Many labs use these as their workhorse tubes, accepting them instead of heparin tubes for chemistry workups. I don't actually know why the lab I was working in used the green tubes for most of the chemistry - a lot depends on the instruments being used in the lab and whether they have specifications for the test material. If your test's instructions say it needs to be a heparin tube, then that's what you should use, because the results may not be reliable if you use something else. Also, it's better for the patient if we can run several tests off of one tube, and not just to keep costs down. Repeated blood draws can lead to bruising, and if excessive, to phlebotomy-induced anemia.
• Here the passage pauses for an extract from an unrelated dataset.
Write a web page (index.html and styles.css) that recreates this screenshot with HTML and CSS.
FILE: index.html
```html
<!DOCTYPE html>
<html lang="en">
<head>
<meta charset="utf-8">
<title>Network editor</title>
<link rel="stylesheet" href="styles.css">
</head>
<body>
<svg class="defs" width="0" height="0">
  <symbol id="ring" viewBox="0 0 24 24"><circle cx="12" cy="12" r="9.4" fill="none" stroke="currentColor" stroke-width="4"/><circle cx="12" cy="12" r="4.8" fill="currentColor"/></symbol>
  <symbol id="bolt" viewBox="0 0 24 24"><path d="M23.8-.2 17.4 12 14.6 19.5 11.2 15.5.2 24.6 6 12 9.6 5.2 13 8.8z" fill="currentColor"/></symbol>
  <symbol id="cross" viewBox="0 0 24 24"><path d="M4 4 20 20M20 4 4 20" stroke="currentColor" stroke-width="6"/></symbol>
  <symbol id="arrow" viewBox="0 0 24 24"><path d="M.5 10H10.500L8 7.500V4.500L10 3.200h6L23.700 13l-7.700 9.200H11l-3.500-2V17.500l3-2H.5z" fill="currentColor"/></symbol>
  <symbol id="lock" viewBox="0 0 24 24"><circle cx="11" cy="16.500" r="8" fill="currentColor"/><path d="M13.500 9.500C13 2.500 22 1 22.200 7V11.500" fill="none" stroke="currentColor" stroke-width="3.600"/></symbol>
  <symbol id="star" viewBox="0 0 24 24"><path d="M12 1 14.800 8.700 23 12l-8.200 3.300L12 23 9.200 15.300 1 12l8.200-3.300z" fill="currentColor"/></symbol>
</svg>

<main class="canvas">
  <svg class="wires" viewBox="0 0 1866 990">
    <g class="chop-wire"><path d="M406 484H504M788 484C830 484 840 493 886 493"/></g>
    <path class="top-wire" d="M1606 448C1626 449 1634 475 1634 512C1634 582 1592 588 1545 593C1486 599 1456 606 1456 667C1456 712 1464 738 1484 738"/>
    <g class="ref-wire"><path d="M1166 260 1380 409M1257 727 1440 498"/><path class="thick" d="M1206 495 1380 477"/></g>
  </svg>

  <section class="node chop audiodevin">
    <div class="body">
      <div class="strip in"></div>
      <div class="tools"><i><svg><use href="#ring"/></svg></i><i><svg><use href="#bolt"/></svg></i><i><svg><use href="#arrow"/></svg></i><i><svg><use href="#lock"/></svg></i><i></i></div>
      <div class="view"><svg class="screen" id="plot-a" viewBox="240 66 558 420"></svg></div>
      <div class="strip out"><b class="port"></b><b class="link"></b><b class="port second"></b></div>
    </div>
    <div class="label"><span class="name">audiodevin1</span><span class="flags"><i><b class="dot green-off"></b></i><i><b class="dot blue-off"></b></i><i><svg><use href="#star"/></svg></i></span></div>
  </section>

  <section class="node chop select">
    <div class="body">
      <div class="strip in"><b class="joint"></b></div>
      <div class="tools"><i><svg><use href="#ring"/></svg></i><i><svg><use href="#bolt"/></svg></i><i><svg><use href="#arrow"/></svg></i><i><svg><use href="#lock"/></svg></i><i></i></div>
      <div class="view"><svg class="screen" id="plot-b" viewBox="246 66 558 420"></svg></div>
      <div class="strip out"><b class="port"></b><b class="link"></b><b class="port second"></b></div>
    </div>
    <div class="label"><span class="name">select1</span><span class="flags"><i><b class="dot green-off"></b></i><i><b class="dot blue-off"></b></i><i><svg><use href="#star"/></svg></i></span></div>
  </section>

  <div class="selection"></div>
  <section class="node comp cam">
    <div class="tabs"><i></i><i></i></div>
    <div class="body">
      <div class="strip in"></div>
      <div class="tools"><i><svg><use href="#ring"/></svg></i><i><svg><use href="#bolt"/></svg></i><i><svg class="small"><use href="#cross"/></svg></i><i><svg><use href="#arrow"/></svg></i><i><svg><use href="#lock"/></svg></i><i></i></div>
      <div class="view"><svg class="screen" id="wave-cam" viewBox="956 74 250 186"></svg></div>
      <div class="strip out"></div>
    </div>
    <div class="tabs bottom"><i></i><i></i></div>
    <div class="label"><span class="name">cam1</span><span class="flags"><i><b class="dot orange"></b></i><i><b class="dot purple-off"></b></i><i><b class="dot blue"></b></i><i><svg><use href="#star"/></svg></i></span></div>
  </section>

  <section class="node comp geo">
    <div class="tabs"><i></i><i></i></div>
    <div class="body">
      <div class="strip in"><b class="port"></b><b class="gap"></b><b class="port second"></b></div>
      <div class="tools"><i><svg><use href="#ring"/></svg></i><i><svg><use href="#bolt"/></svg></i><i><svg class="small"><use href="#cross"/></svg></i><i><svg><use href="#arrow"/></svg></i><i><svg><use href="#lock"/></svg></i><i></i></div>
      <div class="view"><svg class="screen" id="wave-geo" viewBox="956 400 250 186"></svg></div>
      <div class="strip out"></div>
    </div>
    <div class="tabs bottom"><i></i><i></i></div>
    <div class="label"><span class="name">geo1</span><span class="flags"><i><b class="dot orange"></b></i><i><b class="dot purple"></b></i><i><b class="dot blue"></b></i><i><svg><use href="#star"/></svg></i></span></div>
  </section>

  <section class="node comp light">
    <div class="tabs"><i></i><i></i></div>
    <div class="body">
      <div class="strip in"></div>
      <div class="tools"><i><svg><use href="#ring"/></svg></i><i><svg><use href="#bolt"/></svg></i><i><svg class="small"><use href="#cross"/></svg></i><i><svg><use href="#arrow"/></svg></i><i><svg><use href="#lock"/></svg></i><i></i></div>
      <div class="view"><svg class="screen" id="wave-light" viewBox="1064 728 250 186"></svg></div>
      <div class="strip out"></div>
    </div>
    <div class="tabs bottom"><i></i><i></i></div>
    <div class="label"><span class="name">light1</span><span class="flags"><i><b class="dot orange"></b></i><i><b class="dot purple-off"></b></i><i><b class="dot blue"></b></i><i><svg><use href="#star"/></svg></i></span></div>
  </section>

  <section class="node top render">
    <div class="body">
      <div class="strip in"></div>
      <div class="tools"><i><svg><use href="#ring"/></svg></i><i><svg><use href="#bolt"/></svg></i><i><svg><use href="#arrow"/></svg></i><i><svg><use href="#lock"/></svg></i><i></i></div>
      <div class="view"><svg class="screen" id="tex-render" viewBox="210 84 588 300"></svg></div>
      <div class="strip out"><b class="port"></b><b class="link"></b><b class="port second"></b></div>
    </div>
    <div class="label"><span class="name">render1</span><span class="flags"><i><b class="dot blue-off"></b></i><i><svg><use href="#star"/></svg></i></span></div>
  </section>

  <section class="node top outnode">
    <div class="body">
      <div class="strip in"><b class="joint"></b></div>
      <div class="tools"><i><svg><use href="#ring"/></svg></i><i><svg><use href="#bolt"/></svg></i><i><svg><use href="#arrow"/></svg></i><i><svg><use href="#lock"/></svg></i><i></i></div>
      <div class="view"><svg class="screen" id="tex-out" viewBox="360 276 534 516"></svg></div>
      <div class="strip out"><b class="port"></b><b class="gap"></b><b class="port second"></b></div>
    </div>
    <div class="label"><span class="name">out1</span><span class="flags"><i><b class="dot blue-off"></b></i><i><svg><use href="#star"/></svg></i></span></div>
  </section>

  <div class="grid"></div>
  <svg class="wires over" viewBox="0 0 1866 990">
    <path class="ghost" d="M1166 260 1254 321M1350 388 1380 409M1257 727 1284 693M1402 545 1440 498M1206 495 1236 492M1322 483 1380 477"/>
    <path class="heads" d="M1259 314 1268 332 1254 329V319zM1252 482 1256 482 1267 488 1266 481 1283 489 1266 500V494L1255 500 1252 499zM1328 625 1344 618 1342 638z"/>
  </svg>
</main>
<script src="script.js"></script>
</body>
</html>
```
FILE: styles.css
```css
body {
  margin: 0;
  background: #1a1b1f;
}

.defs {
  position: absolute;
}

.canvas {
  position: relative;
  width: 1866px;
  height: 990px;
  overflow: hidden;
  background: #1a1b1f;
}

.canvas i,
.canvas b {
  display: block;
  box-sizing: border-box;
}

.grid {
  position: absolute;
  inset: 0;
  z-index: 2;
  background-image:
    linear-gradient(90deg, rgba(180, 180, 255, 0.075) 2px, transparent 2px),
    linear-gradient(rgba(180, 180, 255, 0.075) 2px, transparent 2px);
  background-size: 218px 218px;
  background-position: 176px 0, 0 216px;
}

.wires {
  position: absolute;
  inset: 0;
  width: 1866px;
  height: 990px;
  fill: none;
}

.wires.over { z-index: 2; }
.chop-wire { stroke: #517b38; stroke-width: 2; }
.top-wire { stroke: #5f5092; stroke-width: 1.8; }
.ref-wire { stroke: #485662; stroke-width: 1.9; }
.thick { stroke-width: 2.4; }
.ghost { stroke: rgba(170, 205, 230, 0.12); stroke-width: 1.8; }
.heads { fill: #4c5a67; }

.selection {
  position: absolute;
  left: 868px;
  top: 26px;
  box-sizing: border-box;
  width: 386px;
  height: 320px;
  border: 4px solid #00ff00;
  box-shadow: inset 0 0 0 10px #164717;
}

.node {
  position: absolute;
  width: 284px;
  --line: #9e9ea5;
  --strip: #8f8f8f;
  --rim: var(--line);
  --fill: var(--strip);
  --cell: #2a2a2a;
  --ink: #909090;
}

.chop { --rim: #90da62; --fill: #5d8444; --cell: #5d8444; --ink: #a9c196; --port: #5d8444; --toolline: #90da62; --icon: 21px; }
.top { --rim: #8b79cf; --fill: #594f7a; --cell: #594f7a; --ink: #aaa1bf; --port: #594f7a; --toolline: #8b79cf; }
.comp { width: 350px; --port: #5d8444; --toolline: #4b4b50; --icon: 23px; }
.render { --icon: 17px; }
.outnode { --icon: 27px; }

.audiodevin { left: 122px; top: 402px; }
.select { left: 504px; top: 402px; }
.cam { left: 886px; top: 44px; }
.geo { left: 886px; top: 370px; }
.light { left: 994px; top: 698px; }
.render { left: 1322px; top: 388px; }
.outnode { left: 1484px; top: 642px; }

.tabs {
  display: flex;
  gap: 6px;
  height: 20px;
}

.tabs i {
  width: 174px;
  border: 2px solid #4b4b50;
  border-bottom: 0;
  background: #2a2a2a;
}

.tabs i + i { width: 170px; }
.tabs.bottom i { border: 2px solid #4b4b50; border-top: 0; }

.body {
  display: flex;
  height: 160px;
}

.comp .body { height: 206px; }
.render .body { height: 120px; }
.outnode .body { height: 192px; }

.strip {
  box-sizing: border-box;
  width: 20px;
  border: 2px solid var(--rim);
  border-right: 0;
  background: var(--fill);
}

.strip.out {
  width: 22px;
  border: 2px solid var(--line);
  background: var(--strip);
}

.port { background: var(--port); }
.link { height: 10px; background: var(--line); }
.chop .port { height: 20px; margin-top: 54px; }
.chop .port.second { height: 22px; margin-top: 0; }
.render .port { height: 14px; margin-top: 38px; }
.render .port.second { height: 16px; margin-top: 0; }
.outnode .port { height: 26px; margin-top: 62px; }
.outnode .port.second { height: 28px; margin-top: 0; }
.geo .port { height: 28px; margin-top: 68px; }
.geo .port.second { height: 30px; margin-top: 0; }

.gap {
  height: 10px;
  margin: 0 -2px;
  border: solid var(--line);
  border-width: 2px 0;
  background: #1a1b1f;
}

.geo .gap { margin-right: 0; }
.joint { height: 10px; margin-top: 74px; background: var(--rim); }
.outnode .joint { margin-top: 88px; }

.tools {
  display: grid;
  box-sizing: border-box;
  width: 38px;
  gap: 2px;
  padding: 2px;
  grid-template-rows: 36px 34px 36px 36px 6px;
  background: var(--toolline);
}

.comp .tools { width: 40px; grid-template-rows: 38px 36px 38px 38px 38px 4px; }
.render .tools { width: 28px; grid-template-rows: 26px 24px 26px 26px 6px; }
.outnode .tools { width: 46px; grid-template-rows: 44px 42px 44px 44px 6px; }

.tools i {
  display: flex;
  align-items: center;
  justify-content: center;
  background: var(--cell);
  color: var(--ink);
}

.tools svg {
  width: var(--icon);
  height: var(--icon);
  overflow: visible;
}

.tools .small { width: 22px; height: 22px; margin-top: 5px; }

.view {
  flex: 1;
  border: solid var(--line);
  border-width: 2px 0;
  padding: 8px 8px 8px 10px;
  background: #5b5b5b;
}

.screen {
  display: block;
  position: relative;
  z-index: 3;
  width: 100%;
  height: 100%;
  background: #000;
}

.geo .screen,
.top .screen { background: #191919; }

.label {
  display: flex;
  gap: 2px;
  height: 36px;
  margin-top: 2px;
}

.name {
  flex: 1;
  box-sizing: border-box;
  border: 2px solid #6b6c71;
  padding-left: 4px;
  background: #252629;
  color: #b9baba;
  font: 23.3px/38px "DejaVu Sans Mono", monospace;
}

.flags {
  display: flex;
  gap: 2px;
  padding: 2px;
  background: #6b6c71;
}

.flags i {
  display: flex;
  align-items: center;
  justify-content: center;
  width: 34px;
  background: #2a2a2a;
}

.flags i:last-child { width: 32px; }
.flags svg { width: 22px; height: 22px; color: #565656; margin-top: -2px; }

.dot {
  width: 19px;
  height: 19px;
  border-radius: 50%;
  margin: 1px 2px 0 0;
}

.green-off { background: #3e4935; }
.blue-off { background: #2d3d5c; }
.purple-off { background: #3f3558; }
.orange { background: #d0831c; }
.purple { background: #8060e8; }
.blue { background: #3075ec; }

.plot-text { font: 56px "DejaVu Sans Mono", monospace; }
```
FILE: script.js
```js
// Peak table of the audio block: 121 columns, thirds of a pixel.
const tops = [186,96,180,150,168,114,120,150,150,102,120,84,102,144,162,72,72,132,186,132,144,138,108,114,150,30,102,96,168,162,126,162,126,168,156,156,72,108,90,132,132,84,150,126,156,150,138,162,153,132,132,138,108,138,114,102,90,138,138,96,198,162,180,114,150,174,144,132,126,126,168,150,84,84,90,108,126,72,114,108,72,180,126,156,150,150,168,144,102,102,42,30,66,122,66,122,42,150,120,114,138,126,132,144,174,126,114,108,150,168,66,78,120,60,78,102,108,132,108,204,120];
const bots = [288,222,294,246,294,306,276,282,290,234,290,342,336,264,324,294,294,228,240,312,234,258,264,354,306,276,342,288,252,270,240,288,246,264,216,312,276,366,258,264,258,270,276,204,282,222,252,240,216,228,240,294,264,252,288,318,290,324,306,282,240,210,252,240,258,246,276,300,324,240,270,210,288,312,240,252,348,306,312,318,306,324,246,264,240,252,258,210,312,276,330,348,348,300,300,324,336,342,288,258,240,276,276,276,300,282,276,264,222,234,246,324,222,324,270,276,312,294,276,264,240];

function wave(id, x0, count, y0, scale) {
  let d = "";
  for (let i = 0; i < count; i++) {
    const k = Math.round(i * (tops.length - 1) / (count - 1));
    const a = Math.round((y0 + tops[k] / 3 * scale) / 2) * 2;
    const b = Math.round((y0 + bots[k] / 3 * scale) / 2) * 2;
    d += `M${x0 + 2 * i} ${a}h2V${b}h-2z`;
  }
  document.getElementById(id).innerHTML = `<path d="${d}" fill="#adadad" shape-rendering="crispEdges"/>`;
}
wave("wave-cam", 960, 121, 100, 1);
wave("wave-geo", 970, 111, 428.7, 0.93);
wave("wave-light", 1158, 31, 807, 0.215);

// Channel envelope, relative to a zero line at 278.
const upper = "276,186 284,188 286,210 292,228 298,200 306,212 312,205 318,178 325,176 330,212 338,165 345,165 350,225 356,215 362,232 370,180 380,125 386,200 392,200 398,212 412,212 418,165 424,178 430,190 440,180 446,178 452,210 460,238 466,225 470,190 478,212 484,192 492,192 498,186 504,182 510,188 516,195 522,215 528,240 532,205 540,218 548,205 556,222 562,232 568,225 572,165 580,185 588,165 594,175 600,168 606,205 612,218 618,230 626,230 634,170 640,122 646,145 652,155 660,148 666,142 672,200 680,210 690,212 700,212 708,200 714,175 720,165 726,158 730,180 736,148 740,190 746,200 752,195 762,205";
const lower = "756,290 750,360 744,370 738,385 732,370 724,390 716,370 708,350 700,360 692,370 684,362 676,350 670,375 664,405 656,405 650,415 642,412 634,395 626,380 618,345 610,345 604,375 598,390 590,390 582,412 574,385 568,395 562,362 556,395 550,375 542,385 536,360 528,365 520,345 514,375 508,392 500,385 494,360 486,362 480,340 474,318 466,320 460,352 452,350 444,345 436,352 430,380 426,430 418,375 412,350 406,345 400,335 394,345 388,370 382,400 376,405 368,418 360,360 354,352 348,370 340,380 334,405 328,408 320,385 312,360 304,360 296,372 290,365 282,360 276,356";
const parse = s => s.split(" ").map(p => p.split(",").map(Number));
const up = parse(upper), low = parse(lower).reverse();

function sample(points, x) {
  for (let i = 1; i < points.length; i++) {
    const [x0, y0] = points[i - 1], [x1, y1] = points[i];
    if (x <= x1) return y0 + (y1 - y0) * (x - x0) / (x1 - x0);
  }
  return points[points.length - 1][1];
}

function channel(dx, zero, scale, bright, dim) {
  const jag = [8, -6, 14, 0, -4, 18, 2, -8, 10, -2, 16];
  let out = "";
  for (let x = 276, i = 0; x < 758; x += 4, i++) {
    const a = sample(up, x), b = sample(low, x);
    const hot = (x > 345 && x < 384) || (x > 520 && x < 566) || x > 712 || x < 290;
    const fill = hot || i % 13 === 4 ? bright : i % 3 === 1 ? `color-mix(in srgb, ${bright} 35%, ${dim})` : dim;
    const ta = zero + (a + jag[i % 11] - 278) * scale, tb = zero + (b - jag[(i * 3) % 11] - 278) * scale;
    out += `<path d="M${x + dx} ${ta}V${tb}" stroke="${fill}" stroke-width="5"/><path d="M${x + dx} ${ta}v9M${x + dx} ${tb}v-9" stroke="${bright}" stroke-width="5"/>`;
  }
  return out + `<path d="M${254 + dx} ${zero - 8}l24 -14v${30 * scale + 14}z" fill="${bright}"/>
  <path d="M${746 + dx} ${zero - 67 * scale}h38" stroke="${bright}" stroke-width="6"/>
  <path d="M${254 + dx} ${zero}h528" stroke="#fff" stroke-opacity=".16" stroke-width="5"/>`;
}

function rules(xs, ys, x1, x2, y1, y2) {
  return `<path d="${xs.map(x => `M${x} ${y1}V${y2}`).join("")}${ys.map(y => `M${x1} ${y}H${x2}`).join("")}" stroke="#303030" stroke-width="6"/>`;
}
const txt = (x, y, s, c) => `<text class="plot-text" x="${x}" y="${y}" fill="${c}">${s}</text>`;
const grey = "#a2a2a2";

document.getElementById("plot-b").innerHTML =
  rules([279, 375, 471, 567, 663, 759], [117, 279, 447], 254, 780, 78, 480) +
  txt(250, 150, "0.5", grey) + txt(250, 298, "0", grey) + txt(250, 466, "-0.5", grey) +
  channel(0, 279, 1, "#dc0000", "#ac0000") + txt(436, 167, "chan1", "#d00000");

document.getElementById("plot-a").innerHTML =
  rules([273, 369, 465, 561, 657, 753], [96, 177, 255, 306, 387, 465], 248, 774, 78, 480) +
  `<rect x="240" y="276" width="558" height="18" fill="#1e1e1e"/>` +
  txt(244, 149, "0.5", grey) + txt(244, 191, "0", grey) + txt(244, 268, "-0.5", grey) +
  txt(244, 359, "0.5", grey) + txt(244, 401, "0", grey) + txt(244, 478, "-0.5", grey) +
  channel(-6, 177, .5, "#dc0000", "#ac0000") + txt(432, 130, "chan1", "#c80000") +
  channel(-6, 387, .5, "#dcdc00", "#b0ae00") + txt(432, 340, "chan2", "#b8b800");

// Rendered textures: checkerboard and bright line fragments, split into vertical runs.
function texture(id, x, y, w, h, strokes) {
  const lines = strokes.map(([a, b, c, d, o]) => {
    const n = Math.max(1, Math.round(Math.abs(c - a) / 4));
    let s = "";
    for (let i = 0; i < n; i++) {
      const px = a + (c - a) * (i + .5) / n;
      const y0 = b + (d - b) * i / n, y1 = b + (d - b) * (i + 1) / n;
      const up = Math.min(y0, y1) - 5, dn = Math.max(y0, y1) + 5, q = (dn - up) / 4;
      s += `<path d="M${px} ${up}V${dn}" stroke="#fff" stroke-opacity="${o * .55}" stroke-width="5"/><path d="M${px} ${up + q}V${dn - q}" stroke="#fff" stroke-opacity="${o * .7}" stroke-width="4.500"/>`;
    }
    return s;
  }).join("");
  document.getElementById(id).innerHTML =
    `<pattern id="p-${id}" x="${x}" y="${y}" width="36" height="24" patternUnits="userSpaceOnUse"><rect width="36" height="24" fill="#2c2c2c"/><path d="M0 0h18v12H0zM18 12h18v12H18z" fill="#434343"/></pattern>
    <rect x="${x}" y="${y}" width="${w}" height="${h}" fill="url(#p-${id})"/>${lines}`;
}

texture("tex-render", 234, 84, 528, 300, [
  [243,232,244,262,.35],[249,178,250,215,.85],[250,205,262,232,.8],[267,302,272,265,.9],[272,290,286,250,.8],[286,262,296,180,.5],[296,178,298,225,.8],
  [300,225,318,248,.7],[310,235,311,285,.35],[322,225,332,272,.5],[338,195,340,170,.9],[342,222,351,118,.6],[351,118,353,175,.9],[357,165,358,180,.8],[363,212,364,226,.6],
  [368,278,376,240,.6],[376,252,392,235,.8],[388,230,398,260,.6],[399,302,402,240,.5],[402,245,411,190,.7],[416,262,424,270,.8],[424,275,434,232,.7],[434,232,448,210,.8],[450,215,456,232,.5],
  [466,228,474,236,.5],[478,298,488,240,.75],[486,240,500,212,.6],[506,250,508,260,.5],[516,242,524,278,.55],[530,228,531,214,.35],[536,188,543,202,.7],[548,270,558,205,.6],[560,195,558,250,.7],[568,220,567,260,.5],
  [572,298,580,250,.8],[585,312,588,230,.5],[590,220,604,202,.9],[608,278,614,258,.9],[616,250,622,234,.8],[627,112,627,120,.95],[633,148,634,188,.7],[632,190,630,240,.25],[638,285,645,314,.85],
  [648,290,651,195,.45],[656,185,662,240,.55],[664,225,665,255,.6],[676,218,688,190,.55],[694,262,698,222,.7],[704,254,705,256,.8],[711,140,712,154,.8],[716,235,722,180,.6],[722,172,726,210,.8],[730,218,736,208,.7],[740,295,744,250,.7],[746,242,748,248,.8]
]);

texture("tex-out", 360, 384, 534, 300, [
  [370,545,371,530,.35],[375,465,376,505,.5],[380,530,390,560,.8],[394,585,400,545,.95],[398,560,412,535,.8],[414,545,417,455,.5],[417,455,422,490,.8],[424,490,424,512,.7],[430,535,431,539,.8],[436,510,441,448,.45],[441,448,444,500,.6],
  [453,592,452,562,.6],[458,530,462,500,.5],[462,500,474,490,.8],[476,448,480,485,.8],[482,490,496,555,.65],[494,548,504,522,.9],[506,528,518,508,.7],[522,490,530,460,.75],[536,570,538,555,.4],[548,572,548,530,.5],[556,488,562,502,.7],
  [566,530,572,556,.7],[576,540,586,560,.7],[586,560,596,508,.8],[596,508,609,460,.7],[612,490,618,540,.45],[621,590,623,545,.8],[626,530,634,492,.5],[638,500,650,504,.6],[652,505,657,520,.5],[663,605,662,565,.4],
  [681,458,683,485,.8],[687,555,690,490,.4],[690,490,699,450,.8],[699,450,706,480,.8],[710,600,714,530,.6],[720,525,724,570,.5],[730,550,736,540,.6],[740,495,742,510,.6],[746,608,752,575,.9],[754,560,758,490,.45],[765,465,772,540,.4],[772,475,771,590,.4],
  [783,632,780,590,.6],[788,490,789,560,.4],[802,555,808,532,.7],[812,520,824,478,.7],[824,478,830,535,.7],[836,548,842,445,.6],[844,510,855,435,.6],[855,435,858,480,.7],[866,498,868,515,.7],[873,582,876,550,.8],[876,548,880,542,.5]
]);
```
So, if you can choose to use either a green or a gold tube for a certain test, because both are allowed by the instrument's specifications, but another important test in the lab needs to be on a green top, it may make sense to bundle those tests together onto one tube.

Other - Special Cases
Some other colors are out there, but they're used infrequently and you're not likely to see them unless you're having fairly rare tests done. In our lab, dark blue tubes were used detection of heavy metals like copper or lead, because the tubes and interior of the caps were free of trace metals. Red top tubes had no additives, like the gold tubes, but contained no gel separator, so they could be used for some therapeutic drug levels - the gel has a tendency to absorb some drugs over time, so a red top would be more accurate in those cases. Gray tubes were used for lactic acid levels, but some places use them for glucose, because the potassium oxalate anticoagulant in the tubes stops the red cells from using it all up.


While different labs will use the same tubes for different tests, depending on their methodologies, a lavender top tube in one hospital will contain the same additives as one in any doctor's office. It's common sense, really - you don't want a part-time employee who works at two different facilities to get confused and use the wrong tube for a specimen collection, because it's what he's used to at the other job. Yes, it gets looked at in the lab, but we're all human and sometimes a wrong tube can go on an instrument, and since all the instrument does is read a bar code and perform the tests it's instructed to, you'll still get a result, and it may be very wrong. Consistency is key to medical and laboratory safety.